● **Exercise**
Go through the material below and copy each line where the word "styles" appears.

● **Information supplied**
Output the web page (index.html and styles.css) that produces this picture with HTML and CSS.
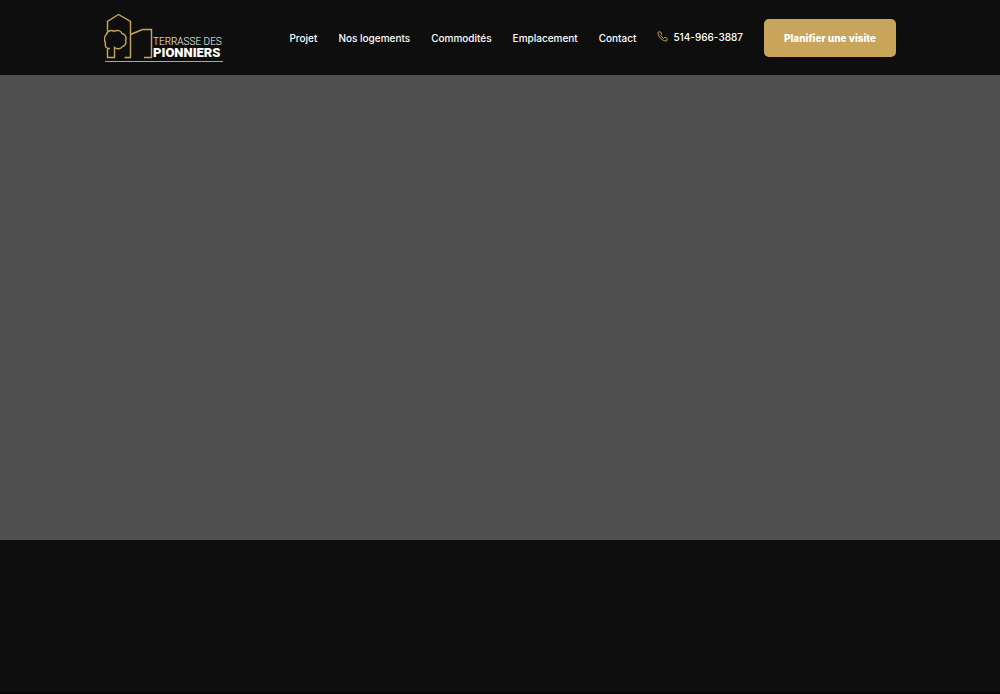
FILE: index.html
```
<!DOCTYPE html>
<html lang="fr">
<head>
    <meta charset="UTF-8">
    <meta name="viewport" content="width=device-width, initial-scale=1.0">
    <title>Terrasse des Pionniers</title>
    <link rel="stylesheet" href="styles.css">
</head>
<body>
    <header class="header">
        <a class="logo" href="#" aria-label="Terrasse des Pionniers">
            <svg width="120" height="50" viewBox="0 0 120 50">
                <g class="logo-lines">
                    <path d="M3.5 18V8.500L14.500 1.500L26.500 8.500V44.500H20.500" />
                    <path d="M26.500 21.500L38.500 16.500H47.500V44.500H40" />
                    <path d="M6 35.500C2.500 36 .5 33 1.500 30C0 27 0 23 2.500 21.500C3 17.500 8 16.500 10 18.500C13 16.500 17 17.500 18 20.500C21.500 21 23 25 21.500 27C23 30 20.500 33.500 18.500 33.500C17 36 13 36.500 10.500 34.500V44.500H3.500V35.500" />
                </g>
                <path class="logo-rule" d="M1 48.500H119" />
                <text class="logo-top" x="49" y="32">TERRASSE DES</text>
                <text class="logo-name" x="49" y="44">PIONNIERS</text>
            </svg>
        </a>
        <nav class="nav">
            <a href="#projet">Projet</a>
            <a href="#logements">Nos logements</a>
            <a href="#commodites">Commodités</a>
            <a href="#emplacement">Emplacement</a>
            <a href="#contact">Contact</a>
            <a class="phone" href="tel:5149663887">
                <svg width="11" height="11" viewBox="0 0 24 24">
                    <path d="M22 16.920v3a2 2 0 0 1-2.180 2 19.790 19.790 0 0 1-8.630-3.070 19.500 19.500 0 0 1-6-6 19.790 19.790 0 0 1-3.070-8.670A2 2 0 0 1 4.110 2h3a2 2 0 0 1 2 1.720c.13.960.36 1.900.7 2.810a2 2 0 0 1-.45 2.110L8.090 9.910a16 16 0 0 0 6 6l1.270-1.270a2 2 0 0 1 2.110-.45c.91.34 1.850.57 2.810.7A2 2 0 0 1 22 16.920z" />
                </svg>
                <span>514-966-3887</span>
            </a>
            <button class="visit" type="button">Planifier une visite</button>
        </nav>
    </header>
    <main class="hero"></main>
</body>
</html>
```
FILE: styles.css
```
body {
    box-sizing: border-box;
    margin: 0;
    min-height: 100vh;
    border-bottom: 2px solid #050305;
    background-color: #0e0e0e;
    color: white;
    font-family: Inter, sans-serif;
    font-size: 10px;
    font-weight: 500;
    line-height: 16px;
}
.header {
    display: flex;
    justify-content: space-between;
    align-items: center;
    height: 75px;
    padding: 0 104px;
}
.logo svg {
    display: block;
}
.logo-lines {
    fill: none;
    stroke: #caa65a;
    stroke-width: 1.4;
}
.logo-rule {
    stroke: #a8a8a8;
}
.logo-top,
.logo-name {
    fill: white;
    font-family: Roboto, sans-serif;
}
.logo-top {
    font-size: 10px;
    font-weight: 300;
}
.logo-name {
    font-size: 13px;
    font-weight: 900;
}
.nav {
    display: flex;
    align-items: center;
    gap: 21px;
}
.nav a {
    color: white;
    text-decoration: none;
    white-space: nowrap;
}
.nav .phone {
    display: flex;
    align-items: center;
    gap: 5px;
    padding-bottom: 2px;
}
.phone svg {
    fill: none;
    stroke: #caa65a;
    stroke-width: 2;
}
.visit {
    padding: 11px 20px;
    border: none;
    border-radius: 5px;
    background: #c9a55c;
    color: white;
    font: 800 10px/16px Inter, sans-serif;
    white-space: nowrap;
    cursor: pointer;
}
.hero {
    height: 67vh;
    background: #505050;
}
```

● **Exercise result**
Output the web page (index.html and styles.css) that produces this picture with HTML and CSS.
    <link rel="stylesheet" href="styles.css">
FILE: styles.css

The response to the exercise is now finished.